Santia Nance, founder of Sistas in Prison Reform told senators that staff shortages had caused prison officials to repeatedly cancel visitation at the Virginia facility where her fiancé is serving a 20-year sentence.

“For people with loved ones in prison, close contact creates the best outcome for all parties. Ninety-five percent of people in prison will come home, and strengthening family bonds has been scientifically proven to increase public safety and reduce recidivism. But short staffing has interfered with our ability to maintain our family bond,” Nance said.
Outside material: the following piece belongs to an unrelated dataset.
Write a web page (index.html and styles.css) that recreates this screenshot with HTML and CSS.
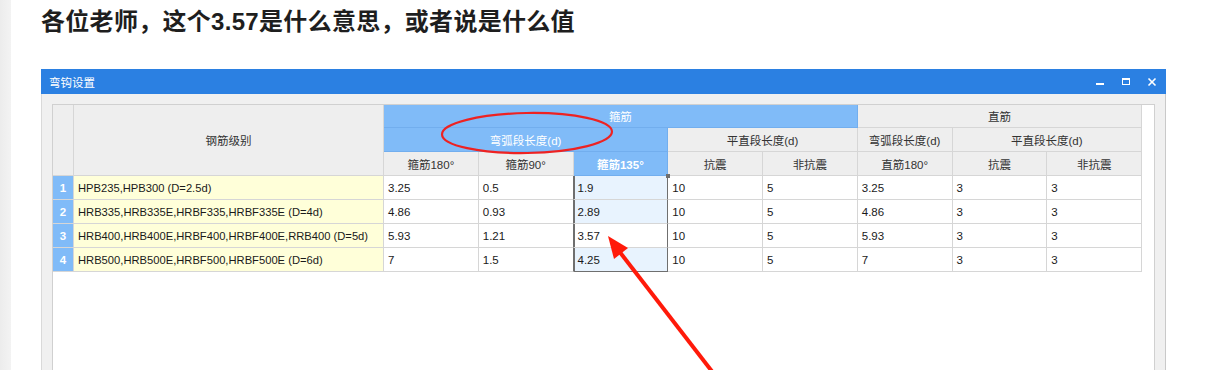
FILE: index.html
```html
<!DOCTYPE html>
<html lang="zh-CN">
<head>
  <meta charset="UTF-8" />
  <title>弯钩设置</title>
  <link rel="stylesheet" href="styles.css">
</head>
<body>
  <div class="page">
    <div class="side-strip"></div>

    <div class="main">
      <h1 class="question">各位老师，这个3.57是什么意思，或者说是什么值</h1>

      <div class="dialog">
        <div class="dialog-bar">
          <span class="dialog-title">弯钩设置</span>
          <div class="win-controls">
            <svg width="10" height="10" viewBox="0 0 10 10">
              <rect x="1" y="6" width="8" height="2" fill="#fff"></rect>
            </svg>
            <svg width="10" height="10" viewBox="0 0 10 10">
              <rect x="1.5" y="1.5" width="7" height="6" fill="none" stroke="#fff" stroke-width="1"></rect>
              <rect x="1" y="1" width="8" height="2" fill="#fff"></rect>
            </svg>
            <svg width="10" height="10" viewBox="0 0 10 10">
              <line x1="1.5" y1="1.5" x2="8.5" y2="8.5" stroke="#fff" stroke-width="1.6"></line>
              <line x1="8.5" y1="1.5" x2="1.5" y2="8.5" stroke="#fff" stroke-width="1.6"></line>
            </svg>
          </div>
        </div>

        <div class="dialog-body">
          <div class="grid-box">
            <table class="grid">
              <colgroup>
                <col class="c-num">
                <col class="c-name">
                <col class="c-val"><col class="c-val"><col class="c-val"><col class="c-val">
                <col class="c-val"><col class="c-val"><col class="c-val"><col class="c-val">
              </colgroup>
              <thead>
                <tr class="h1">
                  <th rowspan="3"></th>
                  <th rowspan="3">钢筋级别</th>
                  <th colspan="5" class="hl">箍筋</th>
                  <th colspan="3">直筋</th>
                </tr>
                <tr class="h2">
                  <th colspan="3" class="hl">弯弧段长度(d)</th>
                  <th colspan="2">平直段长度(d)</th>
                  <th>弯弧段长度(d)</th>
                  <th colspan="2">平直段长度(d)</th>
                </tr>
                <tr class="h3">
                  <th>箍筋180°</th>
                  <th>箍筋90°</th>
                  <th class="hl strong">箍筋135°</th>
                  <th>抗震</th>
                  <th>非抗震</th>
                  <th>直筋180°</th>
                  <th>抗震</th>
                  <th>非抗震</th>
                </tr>
              </thead>
              <tbody>
                <tr>
                  <td class="num">1</td>
                  <td class="name">HPB235,HPB300 (D=2.5d)</td>
                  <td>3.25</td><td class="pre">0.5</td><td class="pick first">1.9</td>
                  <td>10</td><td>5</td><td>3.25</td><td>3</td><td>3</td>
                </tr>
                <tr>
                  <td class="num">2</td>
                  <td class="name">HRB335,HRB335E,HRBF335,HRBF335E (D=4d)</td>
                  <td>4.86</td><td class="pre">0.93</td><td class="pick">2.89</td>
                  <td>10</td><td>5</td><td>4.86</td><td>3</td><td>3</td>
                </tr>
                <tr>
                  <td class="num">3</td>
                  <td class="name">HRB400,HRB400E,HRBF400,HRBF400E,RRB400 (D=5d)</td>
                  <td>5.93</td><td class="pre">1.21</td><td class="pick current">3.57</td>
                  <td>10</td><td>5</td><td>5.93</td><td>3</td><td>3</td>
                </tr>
                <tr>
                  <td class="num">4</td>
                  <td class="name">HRB500,HRB500E,HRBF500,HRBF500E (D=6d)</td>
                  <td>7</td><td class="pre">1.5</td><td class="pick last">4.25</td>
                  <td>10</td><td>5</td><td>7</td><td>3</td><td>3</td>
                </tr>
              </tbody>
            </table>
          </div>
        </div>
      </div>
    </div>
  </div>

  <!-- red hand-drawn marks over the screenshot -->
  <svg class="marks" width="1216" height="370" viewBox="0 0 1216 370">
    <ellipse cx="527" cy="133" rx="85" ry="20" fill="none" stroke="#ee2222" stroke-width="2.2" transform="rotate(-1 527 133)"></ellipse>
    <line x1="619" y1="251" x2="714" y2="374" stroke="#ff1a0a" stroke-width="4"></line>
    <polygon points="608,236 628,248 614,259" fill="#ff1a0a"></polygon>
  </svg>
</body>
</html>
```

FILE: styles.css
```css
* {
  margin: 0;
  padding: 0;
  box-sizing: border-box;
}

body {
  width: 1216px;
  height: 370px;
  overflow: hidden;
  background: #fff;
  font-family: "Liberation Sans", "Noto Sans CJK SC", sans-serif;
  color: #222;
  position: relative;
}

.page {
  display: flex;
  height: 370px;
}

.side-strip {
  width: 11px;
  background: linear-gradient(to right, #ececec, #f3f3f3);
}

.main {
  flex: 1;
  display: flex;
  flex-direction: column;
  padding-left: 30px;
}

/* Question heading */
.question {
  font-size: 24px;
  font-weight: 700;
  line-height: 32px;
  padding-top: 6px;
  color: #1e1e1e;
  letter-spacing: 0.3px;
}

/* Dialog window */
.dialog {
  width: 1125px;
  margin-top: 31px;
  flex: 1;
  display: flex;
  flex-direction: column;
}

.dialog-bar {
  height: 25px;
  background: #2b80e2;
  display: flex;
  align-items: center;
  justify-content: space-between;
  padding: 0 9px 0 8px;
}

.dialog-title {
  color: #fff;
  font-size: 11.5px;
  font-family: "Noto Sans CJK SC", sans-serif;
}

.win-controls {
  display: flex;
  gap: 16px;
}

.dialog-body {
  flex: 1;
  display: flex;
  background: #f0f0f0;
  border-left: 1px solid #d9d9d9;
  border-right: 1px solid #c9c9c9;
  padding: 10px 10px 0 10px;
}

.grid-box {
  flex: 1;
  background: #fff;
  border: 1px solid #d0d0d0;
  border-bottom: none;
}

/* Grid */
.grid {
  border-collapse: separate;
  border-spacing: 0;
  table-layout: fixed;
  width: 1089px;
  font-size: 11.5px;
}

.c-num { width: 21px; }
.c-name { width: 310px; }
.c-val { width: 94.75px; }

.grid th,
.grid td {
  border-right: 1px solid #d6d6d6;
  border-bottom: 1px solid #d6d6d6;
  white-space: nowrap;
  overflow: hidden;
}

.grid th {
  background: #eeeeee;
  color: #333;
  font-weight: 400;
  text-align: center;
}

.grid th.hl {
  background: #80bbf8;
  color: #fff;
  border-color: #72aeee;
}

.grid th.strong {
  font-weight: 700;
}

.h1 { height: 23px; }
.h2 { height: 24px; }
.h3 { height: 24px; }

.grid tbody tr { height: 24px; }

.grid td {
  padding-left: 4px;
  color: #1a1a1a;
  background: #fff;
}

.grid td.name {
  background: #ffffd9;
  font-size: 11.2px;
}

.grid td.num {
  background: #80bbf8;
  color: #fff;
  font-weight: 700;
  text-align: center;
  padding-left: 0;
}

/* selected column */
.grid td.pre {
  border-right-color: #6f6f6f;
}

.grid td.pick {
  background: #e8f3fe;
  border-right-color: #6f6f6f;
  box-shadow: inset 1px 0 0 #6f6f6f;
}

.grid td.pick.current {
  background: #fff;
}

.grid td.pick.last {
  border-bottom-color: #6f6f6f;
}

.grid td.pick.first {
  position: relative;
  overflow: visible;
}

.grid td.pick.first::after {
  content: "";
  position: absolute;
  right: -3px;
  top: -2px;
  width: 4px;
  height: 4px;
  background: #6f6f6f;
}

/* annotation overlay */
.marks {
  position: absolute;
  left: 0;
  top: 0;
  pointer-events: none;
}
```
However, other observers said they felt lawmakers seemed more focused on hiring new guards than addressing the effects of mass incarceration. Daniel Landsman, vice president of policy for the nonprofit Families Against Mandatory Minimums advocacy group (FAMM), said that, in addition to addressing the immediate staffing issues, legislators ought to look to alleviate long-term personnel shortages by releasing more people from prison.

“We still advocate, to the highest degree, exploring safe ways to reduce our prison population,” Landsman told The Appeal. After describing the hearing itself as “bleak,” Landsman said the staffing crisis should urge lawmakers to not just make life better for prison guards but also utilize procedures like compassionate release—that is, letting elderly or seriously ill people out of prison—and passing the Second Look Act, which would allow judges to re-sentence imprisoned people after specific periods of time.

In particular, Landsman highlighted the testimony of Brandy Moore White, head of the Council of Prison Locals for the American Federation of Government Employees union, who said that prison staffing issues also make it harder for imprisoned people to rehabilitate themselves, since staffing shortages mean incarcerated people get less time out of their cells or to talk to family.

“Of course, we wouldn’t be FAMM if we didn’t mention there were two ways to address staffing levels,” Landsman said. “You can either hire more people, or you can shrink the prison population. We need to do both.”